Then came the automobile.
At the dawn of the twentieth century, cars were still viewed as impractical and unsafe. Their tires fell off; they buckled and spun out at the slightest provocation; when it rained, their wheels got mired in the mud and the muck. At best, they were playthings of oil tycoons and bankers’ sons. San Francisco, Cincinnati, and Savannah slapped drivers with a maximum speed limit of eight miles per hour. Vermont required all motorists to hire “persons of mature age” to walk one-eighth of a mile ahead of their cars, waving red warning flags for the benefit of innocent pedestrians.

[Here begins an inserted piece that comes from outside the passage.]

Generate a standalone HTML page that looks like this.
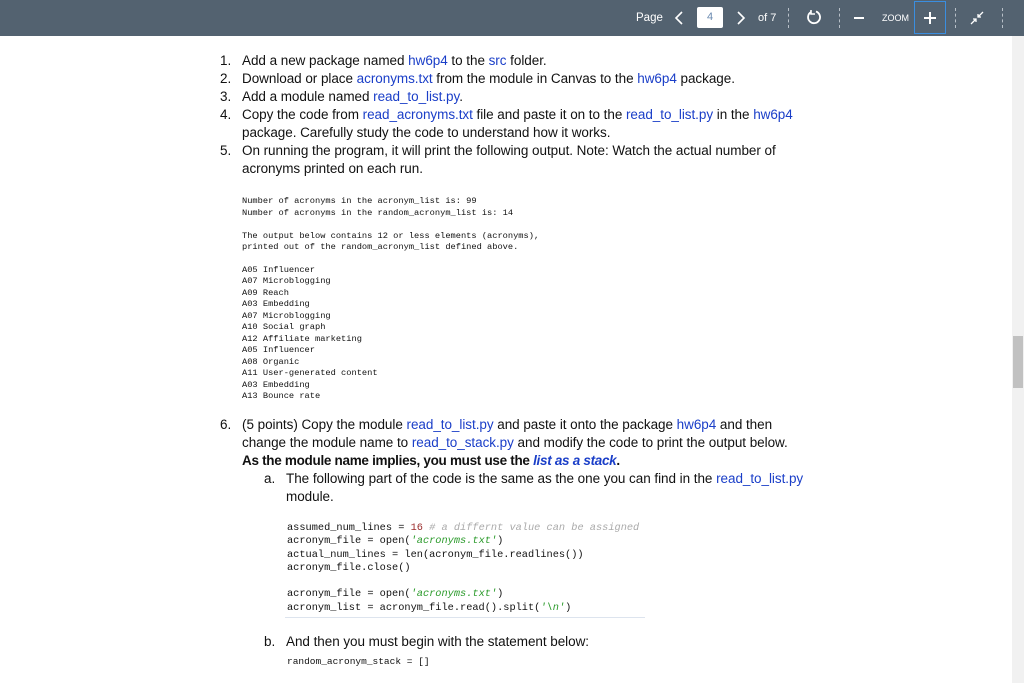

The technology revolution hit America almost overnight. In the years before World War I, Ransom Olds inaugurated the mass production of automobiles, Henry Leland experimented with interchangeable car parts, and Henry Ford took advantage of both advances to usher in a radical phase in the ongoing transportation revolution. By the late 1920s, the automobile industry was turning out nearly five million cars each year and Americans collectively owned twenty-six million automobiles, which translated to one car for every five persons. To support this new car culture, state and local governments saddled themselves with over $10 billion of debt to construct modern highways, roads, tunnels, and bridges. Florida cut through the everglade swampland to raise the Tamiami Trail; Arizona bisected its vast desert; Utah paved a road over Lake Bonneville; and New York erected the Bronx River Parkway.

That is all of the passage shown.